パリで2泊したのち、ディジョンジャパンウィークの最終日、球磨焼酎セミナーの僕の担当時間に講師として登壇すべくParis Gare de LyonからTGVに乗りディジョン市に行かなければならないのですが、なんとその日は直行便がなくLyon Part Dieuから各駅停車に乗り換えなくてはなりません。直行なら約1時間40分で行くところを3時間強かかってしまいます。
仕方がないと思いながらも初めて乗る世界最速の鉄道列車TGVに少しワクワクしておりました。相変わらず子供みたいです。ところがここ最近目がめっきり(別にシャレではありません)悪くなっており駅の電光掲示板の文字が見えません。やれやれ困ったな…と思っていると、僕と同年齢くらいの上品なご婦人が近寄ってきて「何かお困りですか?」と親切に声をかけてくれました。「実は掲示板が見えなくて、どこで聞きいたものかと思って…」
すると彼女はそれを読んでくれたのでした。たしかにパリはスリや泥棒がたくさんいますが、親切な人もたくさんいます。道を聞いたりしてもみんな丁寧に教えてくれます。
TGVは車両が古いせいか狭いうえにきれいとも言い難く、正直日本の新幹線のほうがいいなと思いました。ただ、思っていたほど揺れません。僕が大学生の頃、飛行機代がまだやたらと高くて、帰省するときはいつも新幹線でした。その頃の新幹線はそれはもう揺れたものです。
今乗ると隔世の感があります。
日もとっぷりと暮れた頃Lyon Part Dieuに着いて待つことしばし、各駅停車に乗ってDijion Villeを目指します。ところが各駅停車には座席指定がありません。席もほとんど埋まっています。仕方がない、どうせ2時間くらいのこと、スーツケースに寄りかかって過ごすとしよう。

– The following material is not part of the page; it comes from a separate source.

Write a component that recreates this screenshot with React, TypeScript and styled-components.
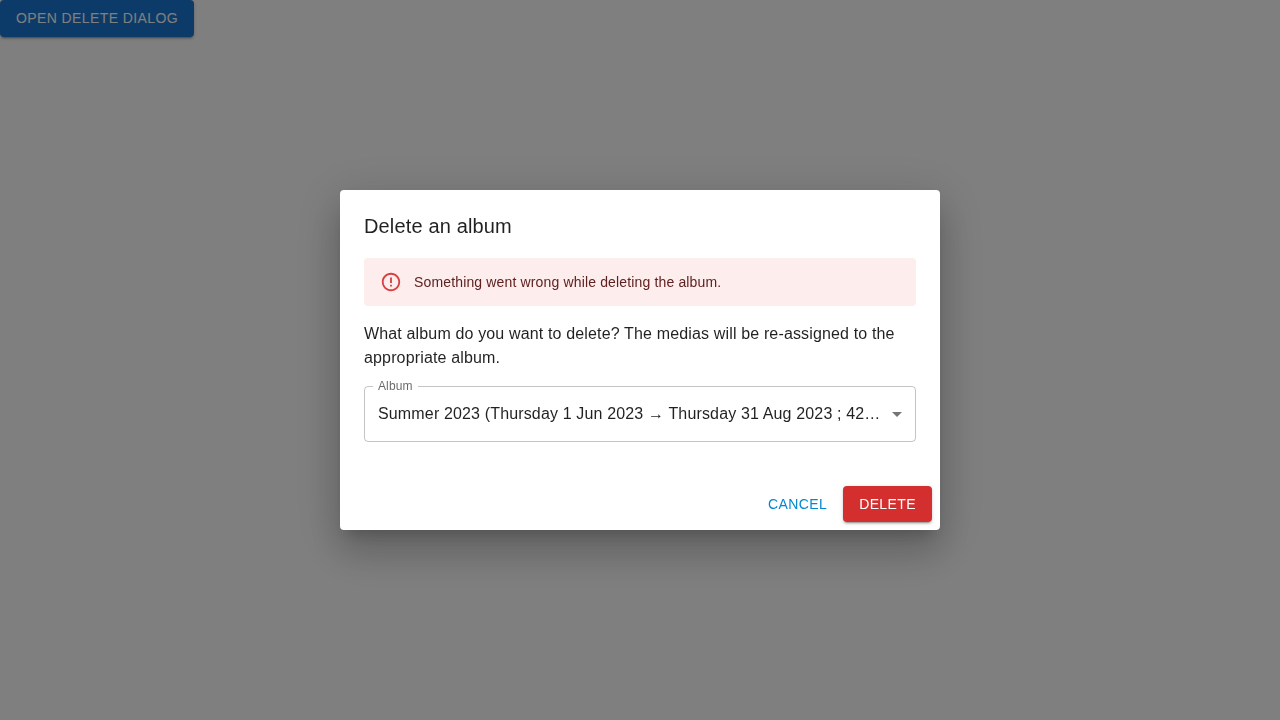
import React from 'react';
import styled, { createGlobalStyle, css } from 'styled-components';

const GlobalStyle = createGlobalStyle`
  *, *::before, *::after { box-sizing: border-box; }
  body {
    margin: 0;
    min-height: 100vh;
    background: #fff;
    color: rgba(0, 0, 0, 0.87);
    font-family: "Liberation Sans", Arial, sans-serif;
    font-size: 16px;
    line-height: 1.5;
    letter-spacing: 0.15008px;
    -webkit-font-smoothing: antialiased;
  }
`;

type Variant = 'primary' | 'danger' | 'text';

const variants = {
  primary: css`
    padding: 6px 16px;
    color: #fff;
    background: #1976d2;
  `,
  danger: css`
    padding: 6px 16px;
    color: #fff;
    background: #d32f2f;
  `,
  text: css`
    padding: 6px 8px;
    color: #0288d1;
    background: transparent;
  `,
};

const Button = styled.button<{ $variant: Variant }>`
  display: inline-flex;
  align-items: center;
  justify-content: center;
  vertical-align: middle;
  min-width: 64px;
  border: 0;
  border-radius: 4px;
  font-family: inherit;
  font-weight: 500;
  font-size: 14px;
  line-height: 1.75;
  letter-spacing: 0.39998px;
  text-transform: uppercase;
  cursor: pointer;
  ${({ $variant }) => variants[$variant]}
  box-shadow: ${({ $variant }) =>
    $variant === 'text'
      ? 'none'
      : '0 3px 1px -2px rgba(0,0,0,.2), 0 2px 2px 0 rgba(0,0,0,.14), 0 1px 5px 0 rgba(0,0,0,.12)'};
`;

const Page = styled.main`
  min-height: 100vh;
`;

const Backdrop = styled.div`
  position: fixed;
  inset: 0;
  display: flex;
  align-items: center;
  justify-content: center;
  background: rgba(0, 0, 0, 0.5);
`;

const Dialog = styled.section`
  display: flex;
  flex-direction: column;
  width: 600px;
  border-radius: 4px;
  background: #fff;
  box-shadow: 0 11px 15px -7px rgba(0, 0, 0, 0.2), 0 24px 38px 3px rgba(0, 0, 0, 0.14),
    0 9px 46px 8px rgba(0, 0, 0, 0.12);
`;

const Title = styled.h2`
  margin: 0;
  padding: 20px 24px 16px;
  font-size: 20px;
  font-weight: 500;
  line-height: 32px;
  letter-spacing: 0.15px;
`;

const Content = styled.div`
  padding: 0 24px 20px;
`;

const Alert = styled.div`
  display: flex;
  align-items: center;
  gap: 12px;
  height: 48px;
  margin-bottom: 16px;
  padding: 0 16px;
  border-radius: 4px;
  color: #5f2120;
  background: #fdeded;
  font-size: 14px;
  line-height: 20px;
`;

const AlertIcon = styled.svg`
  width: 22px;
  height: 22px;
  fill: #d32f2f;
  opacity: 0.9;
`;

const Message = styled.p`
  margin: 0;
`;

const Field = styled.div`
  position: relative;
  display: flex;
  align-items: center;
  height: 56px;
  margin: 16px 0;
  padding: 0 7px 0 14px;
`;

const Outline = styled.fieldset`
  position: absolute;
  inset: -5px 0 0;
  min-width: 0;
  margin: 0;
  padding: 0 8px;
  border: 1px solid rgba(0, 0, 0, 0.23);
  border-radius: 4px;
  pointer-events: none;
`;

const Notch = styled.legend`
  width: 45px;
  height: 11px;
  padding: 0;
`;

const FieldLabel = styled.label`
  position: absolute;
  top: 0;
  left: 0;
  color: rgba(0, 0, 0, 0.6);
  line-height: 23px;
  transform: translate(14px, -9px) scale(0.75);
  transform-origin: top left;
`;

const Value = styled.div`
  flex: 1;
  min-width: 0;
  overflow: hidden;
  white-space: nowrap;
  text-overflow: ellipsis;
  line-height: 23px;
`;

const Arrow = styled.svg`
  flex: none;
  width: 24px;
  height: 24px;
  margin-left: 1px;
  fill: rgba(0, 0, 0, 0.54);
`;

const Actions = styled.div`
  display: flex;
  justify-content: flex-end;
  gap: 8px;
  padding: 8px;
`;

export default function App() {
  return (
    <>
      <GlobalStyle />
      <Page>
        <Button $variant="primary">Open Delete Dialog</Button>
      </Page>
      <Backdrop>
        <Dialog role="dialog" aria-labelledby="dialog-title">
          <Title id="dialog-title">Delete an album</Title>
          <Content>
            <Alert role="alert">
              <AlertIcon viewBox="0 0 24 24">
                <path d="M11 15h2v2h-2zm0-8h2v6h-2zm.99-5C6.47 2 2 6.48 2 12s4.47 10 9.99 10C17.52 22 22 17.52 22 12S17.52 2 11.99 2zM12 20c-4.42 0-8-3.58-8-8s3.58-8 8-8 8 3.58 8 8-3.58 8-8 8z" />
              </AlertIcon>
              Something went wrong while deleting the album.
            </Alert>
            <Message>
              What album do you want to delete? The medias will be re-assigned to the appropriate album.
            </Message>
            <Field>
              <FieldLabel>Album</FieldLabel>
              <Value>Summer 2023 (Thursday 1 Jun 2023 → Thursday 31 Aug 2023 ; 42 medias)</Value>
              <Arrow viewBox="0 0 24 24">
                <path d="M7 10l5 5 5-5z" />
              </Arrow>
              <Outline aria-hidden="true">
                <Notch />
              </Outline>
            </Field>
          </Content>
          <Actions>
            <Button $variant="text">Cancel</Button>
            <Button $variant="danger">Delete</Button>
          </Actions>
        </Dialog>
      </Backdrop>
    </>
  );
}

すると「隣の席、空いてますよ。お座りになりませんか。」という声、見るとまだうら若いイスラム教徒と思しき女性です。まだ二十歳そこそこに見えます。断る理由もないので好意に甘えることにしました。その後、彼女はしきりに携帯電話で話しています。フランスではマナー違反にならないのでしょう。しばらくして降りるために席を立とうとする彼女に向かって“Merci mademoiselle!Vous êtes très aimable.”と声をかけると、はにかんだ笑顔を返してくれました。一人旅をしていると人の親切を身にしみて感じます。仲間と行くにぎやかな旅も好きですが、一人旅が僕の性に合っている気がします。